Agriculture

Ethanol board, fuel tax updates clear first round

Lawmakers amended and advanced a measure March 24 aimed at modernizing the structure and funding of Nebraska’s ethanol oversight system. 

Under LB815, introduced by Plymouth Sen. Tom Brandt, the Nebraska Ethanol Board would expand from seven to nine members to include more ethanol producers and require that an existing business seat be held by a producer beginning Sept. 1. The bill also would update the board’s mission and statutory language in the Ethanol Development Act.

Sen. Tom Brandt
Sen. Tom Brandt

Additionally, the measure would eliminate outdated authorities, such as allowing the board to acquire commodities or accept grain from federal agencies, permit the board to join trade organizations, add a definition for “ethanol producer” and repeal obsolete provisions tied to expired incentive programs.

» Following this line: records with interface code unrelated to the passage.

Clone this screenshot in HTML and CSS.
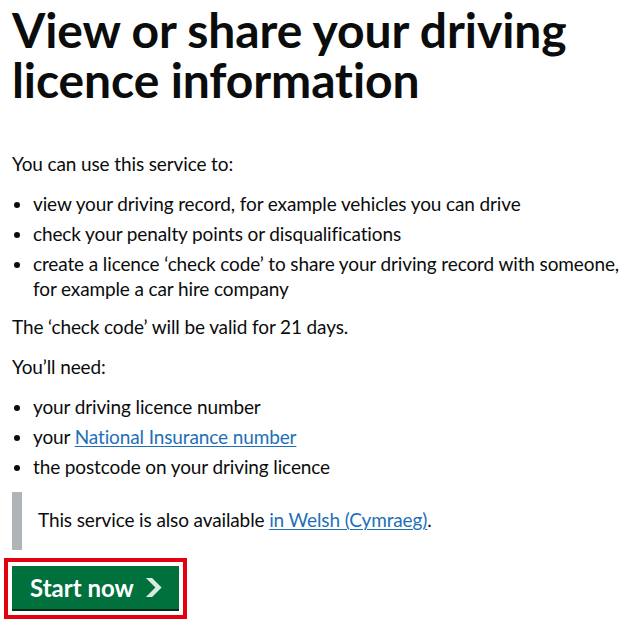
FILE: index.html
```html
<!DOCTYPE html>
<html>
<head>
  <title>View or share your driving licence information - GOV.UK</title>
  <link rel="stylesheet" href="styles.css">
</head>
<body>
  <main class="page">
    <h1 class="heading">View or share your driving licence information</h1>

    <p class="body-text">You can use this service to:</p>
    <ul class="bullets">
      <li>view your driving record, for example vehicles you can drive</li>
      <li>check your penalty points or disqualifications</li>
      <li>create a licence ‘check code’ to share your driving record with someone, for example a car hire company</li>
    </ul>

    <p class="body-text">The ‘check code’ will be valid for 21 days.</p>
    <p class="body-text">You’ll need:</p>
    <ul class="bullets">
      <li>your driving licence number</li>
      <li>your <a class="link" href="#">National Insurance number</a></li>
      <li>the postcode on your driving licence</li>
    </ul>

    <div class="inset">
      This service is also available <a class="link" href="#">in Welsh (Cymraeg)</a>.
    </div>

    <div class="highlight">
      <a class="start-button" href="#">
        Start now
        <svg class="start-icon" width="17.5" height="19" viewBox="0 0 33 40" aria-hidden="true">
          <path fill="currentColor" d="M0 0h13l20 20-20 20H0l20-20z" />
        </svg>
      </a>
    </div>
  </main>
</body>
</html>
```

FILE: styles.css
```css
body {
  font-family: Lato, 'Liberation Sans', Arial, sans-serif;
  font-variant-ligatures: none;
  background-color: #fff;
  color: #0b0c0c;
  margin: 0;
}

.page {
  padding: 5px 4px 0 12px;
}

.heading {
  font-size: 48px;
  line-height: 50px;
  font-weight: 700;
  margin: 0 0 46px 0;
  letter-spacing: -0.1px;
}

.body-text {
  font-size: 19px;
  line-height: 25px;
  letter-spacing: -0.12px;
  margin: 0 0 15px 0;
}

.bullets {
  font-size: 19px;
  line-height: 25px;
  letter-spacing: -0.12px;
  margin: 0 0 13px 0;
  padding-left: 21px;
}

.bullets li {
  margin-bottom: 5px;
}

.link {
  color: #1d70b8;
  text-decoration: underline;
  text-decoration-thickness: 1px;
  text-underline-offset: 2px;
}

.inset {
  font-size: 19px;
  line-height: 25px;
  letter-spacing: -0.12px;
  padding: 15px 15px 18px 16px;
  border-left: 10px solid #b1b4b6;
  margin: 0 0 8px 0;
}

/* red box drawn round the button in the screenshot */
.highlight {
  display: inline-block;
  border: 4px solid #e3000f;
  padding: 4px;
  margin-left: -8px;
}

.start-button {
  display: flex;
  align-items: center;
  background-color: #00703c;
  color: #fff;
  font-size: 24px;
  font-weight: 700;
  line-height: 25px;
  padding: 9px 17px 9px 18px;
  box-shadow: 0 2px 0 #002d18;
  text-decoration: none;
  margin-bottom: 2px;
}

.start-icon {
  margin-left: 11px;
  color: #fff;
}

.start-icon path {
  fill-opacity: 0.85;
}
```
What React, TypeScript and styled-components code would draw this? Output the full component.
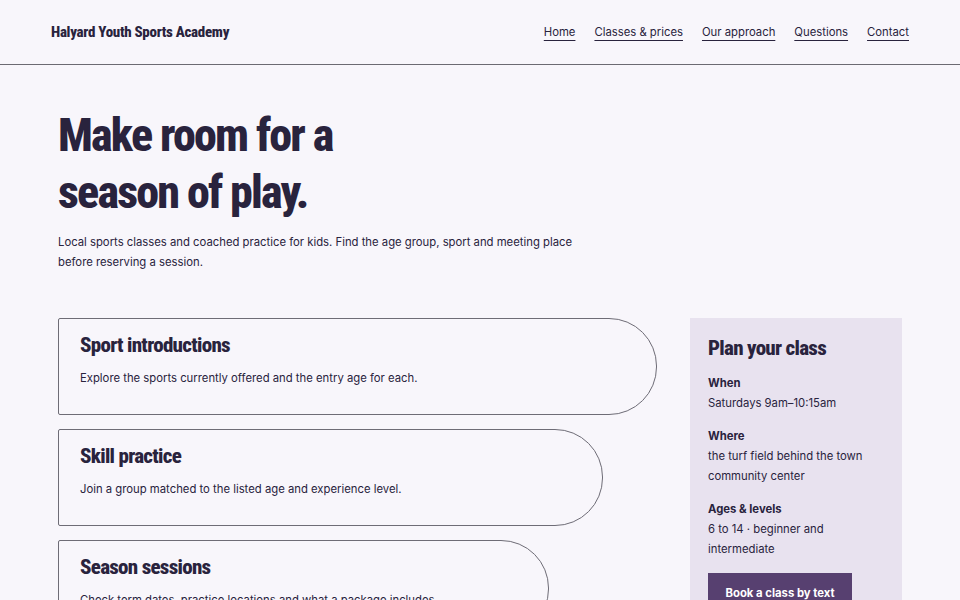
import * as React from "react";
import styled, { createGlobalStyle } from "styled-components";

const ink = "#29233d";
const display = `"Roboto", "Open Sans", sans-serif`;

const GlobalStyle = createGlobalStyle`
  html, body {
    margin: 0;
    padding: 0;
    background: #f8f6fb;
    color: ${ink};
    font-family: "Inter", "Noto Sans", sans-serif;
  }
`;

const offerings = [
  {
    title: "Sport introductions",
    text: "Explore the sports currently offered and the entry age for each.",
    width: 100,
  },
  {
    title: "Skill practice",
    text: "Join a group matched to the listed age and experience level.",
    width: 91,
  },
  {
    title: "Season sessions",
    text: "Check term dates, practice locations and what a package includes.",
    width: 82,
  },
];

const details = [
  { label: "When", value: "Saturdays 9am–10:15am" },
  { label: "Where", value: "the turf field behind the town community center" },
  { label: "Ages & levels", value: "6 to 14 · beginner and intermediate" },
];

const navLinks = ["Home", "Classes & prices", "Our approach", "Questions", "Contact"];

export default function App() {
  return (
    <>
      <GlobalStyle />
      <Header>
        <Brand>Halyard Youth Sports Academy</Brand>
        <Nav>
          {navLinks.map((l) => (
            <NavLink key={l} href="#">
              {l}
            </NavLink>
          ))}
        </Nav>
      </Header>
      <Main>
        <Hero>
          <Headline>
            Make room for a
            <br />
            season of play.
          </Headline>
          <Lede>
            Local sports classes and coached practice for kids. Find the age
            group, sport and meeting place before reserving a session.
          </Lede>
        </Hero>
        <Columns>
          <CardList>
            {offerings.map((o) => (
              <Card key={o.title} $width={o.width}>
                <CardTitle>{o.title}</CardTitle>
                <CardText>{o.text}</CardText>
              </Card>
            ))}
          </CardList>
          <Aside>
            <AsideTitle>Plan your class</AsideTitle>
            {details.map((d) => (
              <Detail key={d.label}>
                <DetailLabel>{d.label}</DetailLabel>
                <DetailValue>{d.value}</DetailValue>
              </Detail>
            ))}
            <BookButton>Book a class by text</BookButton>
          </Aside>
        </Columns>
      </Main>
    </>
  );
}

const Header = styled.header`
  display: flex;
  align-items: center;
  justify-content: space-between;
  height: 64px;
  padding: 0 51px;
  border-bottom: 1px solid #6c6a72;
`;

const Brand = styled.div`
  font-family: ${display};
  font-stretch: 75%;
  font-weight: 800;
  font-size: 15px;
  letter-spacing: -0.3px;
  color: ${ink};
`;

const Nav = styled.nav`
  display: flex;
  gap: 19px;
`;

const NavLink = styled.a`
  font-size: 11.3px;
  line-height: 16px;
  color: ${ink};
  text-decoration: underline;
  text-underline-offset: 4px;
  text-decoration-thickness: 1px;
`;

const Main = styled.main`
  width: 844px;
  margin: 0 auto;
`;

const Hero = styled.section`
  padding-top: 42px;
`;

const Headline = styled.h1`
  margin: 0;
  font-family: ${display};
  font-stretch: 75%;
  font-weight: 800;
  font-size: 46px;
  line-height: 57px;
  letter-spacing: -1.8px;
  color: ${ink};
`;

const Lede = styled.p`
  margin: 11px 0 0;
  max-width: 520px;
  font-size: 11.3px;
  line-height: 20px;
`;

const Columns = styled.div`
  display: grid;
  grid-template-columns: 599px 212px;
  gap: 33px;
  margin-top: 46px;
  align-items: start;
`;

const CardList = styled.div`
  display: flex;
  flex-direction: column;
  gap: 14px;
`;

const Card = styled.article<{ $width: number }>`
  box-sizing: border-box;
  width: ${(p) => p.$width}%;
  padding: 13px 21px 26px;
  border: 1px solid #6e6c76;
  border-radius: 2px 48px 48px 2px;
`;

const CardTitle = styled.h2`
  margin: 0;
  font-family: ${display};
  font-stretch: 75%;
  font-weight: 800;
  font-size: 21px;
  line-height: 26px;
  letter-spacing: -0.7px;
  color: ${ink};
`;

const CardText = styled.p`
  margin: 10px 0 0;
  font-size: 11.3px;
  line-height: 20px;
`;

const Aside = styled.aside`
  box-sizing: border-box;
  padding: 18px 18px 0;
  height: 290px;
  background: #e8e2ef;
`;

const AsideTitle = styled.h2`
  margin: 0 0 13px;
  font-family: ${display};
  font-stretch: 75%;
  font-weight: 800;
  font-size: 21px;
  line-height: 24px;
  letter-spacing: -0.7px;
  color: ${ink};
`;

const Detail = styled.div`
  margin-bottom: 13px;
`;

const DetailLabel = styled.div`
  font-size: 11.3px;
  font-weight: 700;
  line-height: 20px;
`;

const DetailValue = styled.div`
  font-size: 11.3px;
  line-height: 20px;
`;

const BookButton = styled.button`
  display: block;
  margin-top: 14px;
  padding: 12px 17.5px;
  border: none;
  background: #574070;
  color: #fff;
  font-family: "Inter", sans-serif;
  font-weight: 700;
  font-size: 11.3px;
  line-height: 16px;
`;
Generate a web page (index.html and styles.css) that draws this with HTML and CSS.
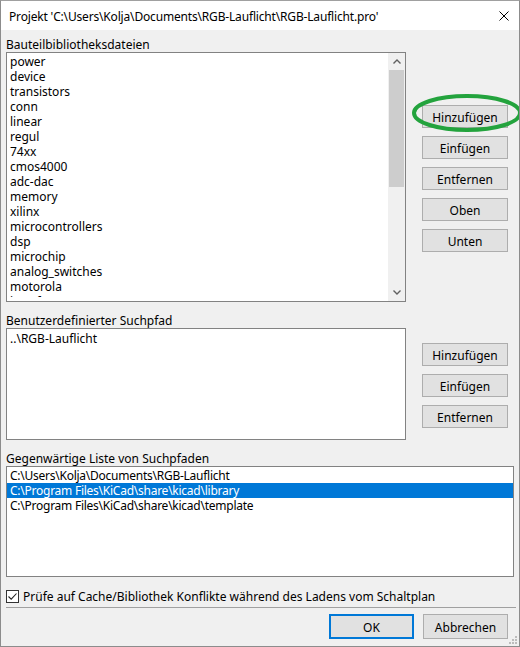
FILE: index.html
```html
<!DOCTYPE html>
<html lang="de">
<head>
  <meta charset="UTF-8" />
  <title>Projekt RGB-Lauflicht</title>
  <link rel="stylesheet" href="styles.css">
</head>
<body>
  <div class="window">
    <div class="titlebar">
      <span class="title">Projekt 'C:\Users\Kolja\Documents\RGB-Lauflicht\RGB-Lauflicht.pro'</span>
      <svg class="close" width="10" height="10" viewBox="0 0 10 10"><path d="M0.5 0.5 L9.5 9.5 M9.5 0.5 L0.5 9.5" stroke="#000" stroke-width="1" fill="none"/></svg>
    </div>
    <div class="content">
      <div class="section">
        <div class="label">Bauteilbibliotheksdateien</div>
        <div class="row">
          <div class="listbox libs">
            <ul class="items">
              <li>power</li>
              <li>device</li>
              <li>transistors</li>
              <li>conn</li>
              <li>linear</li>
              <li>regul</li>
              <li>74xx</li>
              <li>cmos4000</li>
              <li>adc-dac</li>
              <li>memory</li>
              <li>xilinx</li>
              <li>microcontrollers</li>
              <li>dsp</li>
              <li>microchip</li>
              <li>analog_switches</li>
              <li>motorola</li>
              <li>interface</li>
            </ul>
            <div class="scrollbar">
              <div class="arrow"><svg width="8" height="5" viewBox="0 0 8 5"><path d="M0.5 4.5 L4 1 L7.5 4.5" stroke="#606060" stroke-width="1.4" fill="none"/></svg></div>
              <div class="track"><div class="thumb"></div></div>
              <div class="arrow"><svg width="8" height="5" viewBox="0 0 8 5"><path d="M0.5 0.5 L4 4 L7.5 0.5" stroke="#606060" stroke-width="1.4" fill="none"/></svg></div>
            </div>
          </div>
          <div class="buttons top">
            <button>Hinzufügen</button>
            <button>Einfügen</button>
            <button>Entfernen</button>
            <button>Oben</button>
            <button>Unten</button>
          </div>
        </div>
      </div>

      <div class="section">
        <div class="label">Benutzerdefinierter Suchpfad</div>
        <div class="row">
          <div class="listbox user">
            <ul class="items">
              <li>..\RGB-Lauflicht</li>
            </ul>
          </div>
          <div class="buttons mid">
            <button>Hinzufügen</button>
            <button>Einfügen</button>
            <button>Entfernen</button>
          </div>
        </div>
      </div>

      <div class="section">
        <div class="label">Gegenwärtige Liste von Suchpfaden</div>
        <div class="listbox paths">
          <ul class="items">
            <li>C:\Users\Kolja\Documents\RGB-Lauflicht</li>
            <li class="selected">C:\Program Files\KiCad\share\kicad\library</li>
            <li>C:\Program Files\KiCad\share\kicad\template</li>
          </ul>
        </div>
      </div>

      <label class="check">
        <span class="box"><svg width="11" height="11" viewBox="0 0 11 11"><path d="M1.5 5.5 L4.2 8.2 L9.5 2.5" stroke="#222" stroke-width="1.1" fill="none"/></svg></span>
        Prüfe auf Cache/Bibliothek Konflikte während des Ladens vom Schaltplan
      </label>

      <div class="separator"></div>

      <div class="footer">
        <button class="default">OK</button>
        <button>Abbrechen</button>
      </div>
    </div>

    <svg class="grip" width="8" height="8" viewBox="0 0 8 8">
      <rect x="6" y="0" width="2" height="2" fill="#bcbcbc"/>
      <rect x="3" y="3" width="2" height="2" fill="#bcbcbc"/>
      <rect x="6" y="3" width="2" height="2" fill="#bcbcbc"/>
      <rect x="0" y="6" width="2" height="2" fill="#bcbcbc"/>
      <rect x="3" y="6" width="2" height="2" fill="#bcbcbc"/>
      <rect x="6" y="6" width="2" height="2" fill="#bcbcbc"/>
    </svg>

    <!-- highlight drawn over the dialog -->
    <svg class="highlight" width="112" height="40" viewBox="0 0 112 40">
      <ellipse cx="56" cy="20" rx="53" ry="17" stroke="#23a33d" stroke-width="4" fill="none"/>
    </svg>
  </div>
</body>
</html>
```

FILE: styles.css
```css
* { box-sizing: border-box; }
body { margin: 0; background: #fff; font-family: "Segoe UI", "Noto Sans", sans-serif; font-size: 12px; color: #000; }
.window { position: relative; width: 520px; height: 647px; border: 1px solid #8c8c8c; border-top-color: #a0a0a0; background: #f0f0f0; overflow: hidden; }
.titlebar { height: 29px; background: #fff; display: flex; align-items: center; justify-content: space-between; padding: 0 10px 0 8px; }
.title { line-height: 15px; padding-top: 1px; letter-spacing: -0.17px; }
.close { margin-top: 1px; }
.content { padding: 6px 5px 0 5px; }
.label { line-height: 15px; height: 15px; margin-bottom: 1px; padding-top: 1px; }
.section + .section { margin-top: 10px; }
.row { display: flex; align-items: flex-start; }
.listbox { background: #fff; border: 1px solid #828282; display: flex; overflow: hidden; }
.items { list-style: none; margin: 0; padding: 1px 0 0; flex: 1; overflow: hidden; }
.items li { line-height: 15px; height: 15px; padding-left: 3px; white-space: nowrap; }
.items li.selected { background: #0078d7; color: #fff; }
.libs { width: 400px; height: 250px; align-items: flex-start; }
.libs .items { height: 244px; }
.libs .scrollbar { align-self: stretch; }
.user { width: 400px; height: 112px; }
.user .items { padding-top: 2px; }
.paths { width: 508px; height: 111px; letter-spacing: -0.25px; }
.paths .items { padding-top: 1px; }
.scrollbar { width: 17px; background: #f0f0f0; display: flex; flex-direction: column; }
.arrow { height: 17px; display: flex; align-items: center; justify-content: center; }
.track { flex: 1; }
.thumb { height: 117px; margin: 0 1px; background: #cdcdcd; }
.buttons { margin-left: 16px; display: flex; flex-direction: column; gap: 8px; }
.buttons.top { margin-top: 53px; }
.buttons.mid { margin-top: 15px; }
button { font-family: inherit; font-size: 12px; color: #000; background: #e1e1e1; border: 1px solid #adadad; width: 86px; height: 23px; padding: 1px 0 0; line-height: 15px; }
.check { display: flex; align-items: center; gap: 4px; line-height: 15px; margin-top: 12px; }
.box { width: 13px; height: 13px; border: 1px solid #333; background: #fff; display: flex; align-items: center; justify-content: center; }
.separator { height: 1px; width: 510px; background: #a0a0a0; margin-top: 3px; }
.footer { display: flex; justify-content: flex-end; gap: 9px; margin-top: 6px; padding-right: 6px; }
.footer button { height: 25px; width: 85px; }
.footer button.default { border: 2px solid #0078d7; }
.grip { position: absolute; right: 2px; bottom: 2px; }
.highlight { position: absolute; left: 410px; top: 92px; }
```
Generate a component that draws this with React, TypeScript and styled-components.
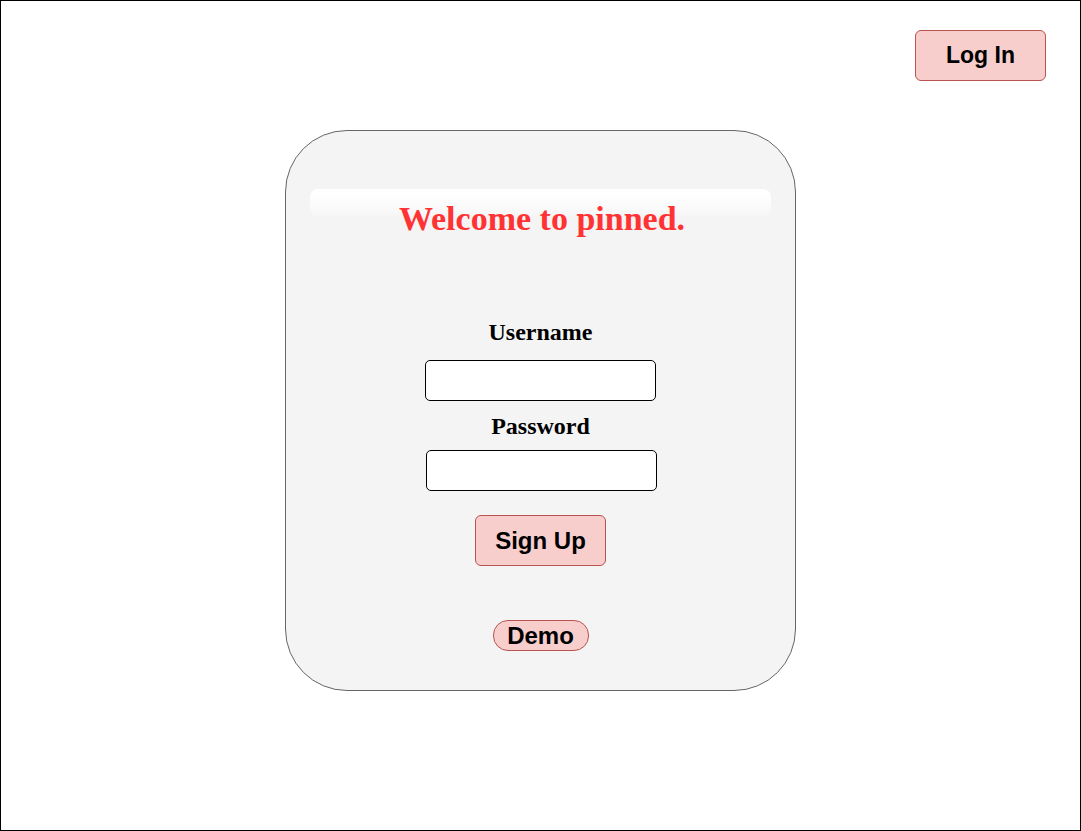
import React from "react";
import styled, { createGlobalStyle } from "styled-components";

const Global = createGlobalStyle`
  html, body { margin: 0; padding: 0; background: #fff; }
  * { box-sizing: border-box; }
`;

const Page = styled.div`
  width: 1081px;
  height: 831px;
  border: 1px solid #000;
  display: flex;
  flex-direction: column;
  align-items: center;
  font-family: "Liberation Serif", "Times New Roman", serif;
`;

const Header = styled.header`
  align-self: stretch;
  display: flex;
  justify-content: flex-end;
  padding: 29px 34px 0 0;
`;

const PinkButton = styled.button<{ $pill?: boolean; $size?: number }>`
  background: #f8cecc;
  border: 1px solid #b85450;
  border-radius: ${(p) => (p.$pill ? "15px" : "6px")};
  width: ${(p) => (p.$pill ? "96px" : "131px")};
  height: ${(p) => (p.$pill ? "31px" : "51px")};
  font-family: "Liberation Sans", Arial, sans-serif;
  font-weight: bold;
  font-size: ${(p) => p.$size ?? 23}px;
  color: #000;
  padding: 0;
  cursor: pointer;
`;

const Card = styled.main`
  margin-top: 49px;
  width: 511px;
  height: 561px;
  background: #f4f4f4;
  border: 1px solid #666;
  border-radius: 62px;
  display: flex;
  flex-direction: column;
  align-items: center;
  padding-top: 58px;
`;

const TitleBlock = styled.div`
  position: relative;
  align-self: stretch;
  margin: 0 24px;
  height: 60px;
  display: flex;
  justify-content: center;
  &::before {
    content: "";
    position: absolute;
    left: 0;
    right: 0;
    top: 0;
    height: 27px;
    border-radius: 8px;
    background: linear-gradient(to bottom, #ffffff 0%, #fdfdfd 40%, rgba(255,255,255,0.2) 100%);
  }
`;

const Title = styled.h1`
  position: relative;
  margin: 12px 0 0 3px;
  color: #ff3333;
  font-size: 34px;
  font-weight: bold;
  line-height: 36px;
`;

const Form = styled.form`
  margin-top: 69px;
  display: flex;
  flex-direction: column;
  align-items: center;
`;

const Label = styled.label`
  font-weight: bold;
  font-size: 24px;
  line-height: 28px;
  color: #000;
`;

const Input = styled.input<{ $shift?: number; $top?: number }>`
  width: 231px;
  height: 41px;
  border: 1px solid #000;
  border-radius: 5px;
  background: #fff;
  margin-top: ${(p) => p.$top ?? 10}px;
  margin-bottom: 11px;
  margin-left: ${(p) => p.$shift ?? 0}px;
`;

const SubmitRow = styled.div`
  margin-top: 13px;
  margin-bottom: 54px;
`;

export default function App() {
  return (
    <>
      <Global />
      <Page>
        <Header>
          <PinkButton type="button">Log In</PinkButton>
        </Header>
        <Card>
          <TitleBlock>
            <Title>Welcome to pinned.</Title>
          </TitleBlock>
          <Form onSubmit={(e) => e.preventDefault()}>
            <Label htmlFor="u">Username</Label>
            <Input id="u" type="text" $shift={0} $top={14} />
            <Label htmlFor="p">Password</Label>
            <Input id="p" type="password" $shift={2} />
            <SubmitRow>
              <PinkButton type="submit" $size={24}>Sign Up</PinkButton>
            </SubmitRow>
            <PinkButton type="button" $pill $size={24}>Demo</PinkButton>
          </Form>
        </Card>
      </Page>
    </>
  );
}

LB815 also would adjust fuel-related taxes tied to ethanol programs. Beginning Oct. 1, it would impose a quarter-cent per-gallon excise tax on dyed diesel used for off-road purposes, with proceeds directed to the Agricultural Alcohol Fuel Tax Fund. It would update allowable uses of that fund and shift existing fees by removing one on dyed diesel and increasing the fee on clear diesel to 0.6 cents per gallon.

Brandt said the measure would result in only a minimal net cost for agricultural producers while maintaining support for ethanol programs. By replacing an existing fee on dyed diesel with a smaller excise tax and shifting more of the funding responsibility to clear, on-road diesel, he said, LB815 would lower the burden on farmers.

“Overall, the provisions of the bill ensure that the Nebraska Ethanol Board will continue to best serve the ethanol industry, both now and for years to come,” Brandt said.

An Agriculture Committee amendment, adopted 26-0, would change how revenue from the dyed diesel tax is distributed. It would direct the first $140,000 collected each year to the Motor Fuel Tax Enforcement and Collection Cash Fund, with the remainder directed to the Agricultural Alcohol Fuel Tax Fund.

The amendment also would revise the definition of ethanol producer to include individuals who spend at least 50% of their professional time on operational or business management activities at an ethanol production facility.

Sen. Teresa Ibach of Sumner supported the measure, saying the Nebraska Ethanol Board has played a key role in agriculture for more than 50 years through research, market development and policy efforts. She said the industry has become more complex and competitive, making updates to the board necessary.

St. Paul Sen. Fred Meyer also supported the bill. In the 1980s, he said, most corn produced in Nebraska was shipped out of state, but today nearly all of it is used locally. That “complete reversal” was driven by ethanol production, Meyer said, which also supports dozens of high-paying jobs. 

Additionally, he said, ethanol plants have spurred economic growth in nearby communities through new housing, businesses and school investment.

“It has been transformational for everyone in those towns,” Meyer said. 

Sen. Jared Storm of David City said that while he supports Nebraska’s ethanol industry, he could not support the diesel fuel tax increase contained in LB815. The tax likely would be passed on to consumers, he said, and those directly involved in ethanol production should fund the board, not taxpayers.

Following adoption of the committee amendment, senators voted 28-0 to advance LB815 to select file.